There’s no argument in the brief that abortion rights are any harder for courts to manage than, say, gun rights, another area where the Court’s standards are still young and evolving and judges disagree on whether the right should exist at all. And while the Court has wavered on the ways in which states may restrict abortion on the margins, it has been rock-solid on the core question: whether a woman has a right to abort her child in the early months of pregnancy, which is when the vast majority of abortions occur.
So while it is indeed challenging to create workable rules for abortion regulations, I’d call that the fourth-best reason to strike at the heart of Roe itself.
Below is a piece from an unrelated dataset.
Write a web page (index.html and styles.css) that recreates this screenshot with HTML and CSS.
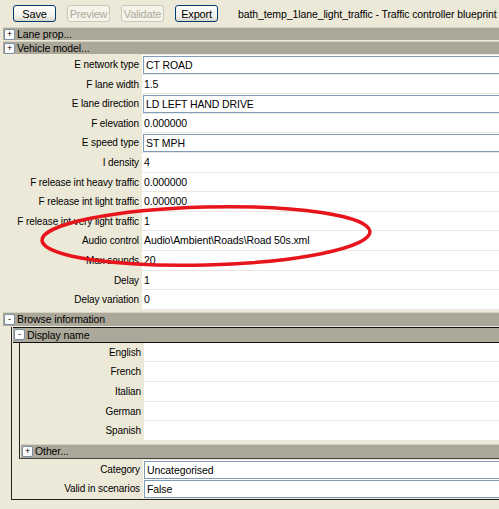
FILE: index.html
```html
<!DOCTYPE html>
<html lang="en">

<head>
    <meta charset="UTF-8">
    <title>Traffic controller blueprint</title>
    <link rel="stylesheet" href="styles.css">
</head>

<body>
    <div class="toolbar">
        <button class="btn">Save</button>
        <button class="btn" disabled>Preview</button>
        <button class="btn" disabled>Validate</button>
        <button class="btn">Export</button>
        <span class="title">bath_temp_1lane_light_traffic - Traffic controller blueprint</span>
    </div>

    <div class="header"><span class="toggle">+</span>Lane prop...</div>
    <div class="header"><span class="toggle">+</span>Vehicle model...</div>

    <div class="props">
        <div class="row"><div class="label">E network type</div><div class="value"><div class="box">CT ROAD</div></div></div>
        <div class="row"><div class="label">F lane width</div><div class="value">1.5</div></div>
        <div class="row"><div class="label">E lane direction</div><div class="value"><div class="box">LD LEFT HAND DRIVE</div></div></div>
        <div class="row"><div class="label">F elevation</div><div class="value">0.000000</div></div>
        <div class="row"><div class="label">E speed type</div><div class="value"><div class="box">ST MPH</div></div></div>
        <div class="row"><div class="label">I density</div><div class="value">4</div></div>
        <div class="row"><div class="label">F release int heavy traffic</div><div class="value">0.000000</div></div>
        <div class="row"><div class="label">F release int light traffic</div><div class="value">0.000000</div></div>
        <div class="row"><div class="label">F release int very light traffic</div><div class="value">1</div></div>
        <div class="row"><div class="label">Audio control</div><div class="value">Audio\Ambient\Roads\Road 50s.xml</div></div>
        <div class="row"><div class="label">Max sounds</div><div class="value">20</div></div>
        <div class="row"><div class="label">Delay</div><div class="value">1</div></div>
        <div class="row"><div class="label">Delay variation</div><div class="value">0</div></div>

        <!-- red ring marked over the screenshot -->
        <svg class="circle" width="360" height="84" viewBox="0 0 360 84">
            <ellipse cx="170" cy="42" rx="164" ry="29" transform="rotate(-1.5 170 42)" fill="none" stroke="#e8141b" stroke-width="3.5" />
        </svg>
    </div>

    <div class="header browse-head"><span class="toggle">-</span>Browse information</div>
    <div class="group">
        <div class="header sub-head"><span class="toggle">-</span>Display name</div>
        <div class="subgroup">
            <div class="row"><div class="label">English</div><div class="value"></div></div>
            <div class="row"><div class="label">French</div><div class="value"></div></div>
            <div class="row"><div class="label">Italian</div><div class="value"></div></div>
            <div class="row"><div class="label">German</div><div class="value"></div></div>
            <div class="row"><div class="label">Spanish</div><div class="value"></div></div>
            <div class="header other-head"><span class="toggle">+</span>Other...</div>
        </div>
        <div class="row"><div class="label">Category</div><div class="value"><div class="box">Uncategorised</div></div></div>
        <div class="row"><div class="label">Valid in scenarios</div><div class="value"><div class="box">False</div></div></div>
    </div>
</body>

</html>
```

FILE: styles.css
```css
body {
    margin: 0;
    width: 520px;
    background-color: #ece9d8;
    font-family: "Liberation Sans", Arial, sans-serif;
    font-size: 10px;
    letter-spacing: -0.1px;
    color: #000;
    overflow: hidden;
}

.toolbar {
    display: flex;
    align-items: center;
    height: 27px;
    padding-left: 13px;
}

.btn {
    width: 43px;
    height: 17px;
    margin-right: 11px;
    padding: 0;
    font-family: inherit;
    font-size: 11px;
    letter-spacing: -0.2px;
    color: #000;
    background: linear-gradient(#ffffff, #f0efe8 70%, #d8d5c8);
    border: 1px solid #003c74;
    border-radius: 3px;
}

.btn:disabled {
    color: #aca899;
    border-color: #c9c7ba;
    background: #f5f4ea;
}

.title {
    margin-left: 9px;
    font-size: 10.5px;
}

.header {
    display: flex;
    align-items: center;
    height: 12px;
    margin: 0 0 1px 3px;
    background-color: #aca899;
    border-top: 1px solid #d5d2c4;
    font-size: 10.5px;
}

.toggle {
    display: inline-flex;
    align-items: center;
    justify-content: center;
    width: 9px;
    height: 9px;
    margin: 0 2px 0 1px;
    font-size: 9px;
    line-height: 9px;
    background-color: #fff;
    border: 1px solid #7a8ea8;
    border-radius: 2px;
}

.props {
    position: relative;
    margin-top: 1px;
}

.row {
    display: grid;
    grid-template-columns: 142px 1fr;
    height: 19.6px;
}

.label {
    text-align: right;
    padding-right: 3px;
    line-height: 19.6px;
    white-space: nowrap;
}

.value {
    background-color: #fff;
    border-bottom: 1px solid #e9e7e0;
    padding-left: 2px;
    line-height: 18.6px;
    white-space: nowrap;
    font-size: 10.5px;
}

.value .box {
    height: 16px;
    margin: 1px 0 0 -1px;
    padding-left: 2px;
    border: 1px solid #7f9db9;
    line-height: 16px;
}

.circle {
    position: absolute;
    left: 36px;
    top: 139px;
}

.browse-head {
    margin-top: 2px;
    height: 13px;
}

.group {
    margin-left: 11px;
    border-left: 1px solid #222;
    border-bottom: 1px solid #222;
    margin-bottom: 10px;
}

.group .row {
    grid-template-columns: 131px 1fr;
}

.sub-head {
    margin: 0 0 0 1px;
    height: 14px;
    border-top: 1px solid #111;
    border-bottom: 1px solid #111;
}

.subgroup {
    margin-left: 7px;
    margin-bottom: 1px;
    border-left: 1px solid #222;
    border-bottom: 1px solid #444;
}

.subgroup .row {
    grid-template-columns: 124px 1fr;
}

.other-head {
    margin: 3px 0 0 1px;
    height: 13px;
}
```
My top three have to do with whether the decision was correct to begin with and, if not, other concerns bearing on whether it’s the kind of precedent the courts should respect anyway.
First, there really is nothing in the Constitution stopping states from regulating abortion as they see fit, so this is not an issue for the federal courts to resolve permanently the way they tried to in Roe. Second, this decision to override voters’ policy preferences has been highly consequential — and horrific, to those of us who oppose abortion — as Roe has facilitated the deaths of millions of helpless babies in jurisdictions that would have strictly limited the practice if they’d been allowed to. Third, unlike many other un-originalist precedents from decades past, Roe has failed to settle into place as a widely accepted and politically unremarkable part of our legal landscape, and it generates vigorous protests nearly 50 years after it was decided. States and even judges on the lower courts are pushing the boundaries on abortion laws to this day.
You might disagree with my ranking. Heck, I stole three of the four elements from the late Justice Antonin Scalia’s list of criteria for overruling precedents, and he did: “1. How wrong was it? . . . 2. How well accepted has it been? . . . 3. Most important to me, does it permit me to function as a lawyer, or does it make me a legislator?” (Emphasis mine.) In explaining the third part, Scalia specifically called out the “undue burden” standard for abortion laws.
But however we order these various tests, Roe flunks all of them. Combined, they amount to an incredibly powerful case for overruling a bad precedent that has lasted too long, claimed too many lives, taken too much power from the states, and sown too much discord by denying abortion opponents a fair chance to make a difference through the legislative process. Above all, the Court should end it, and soon — no matter which reasons it finds most compelling.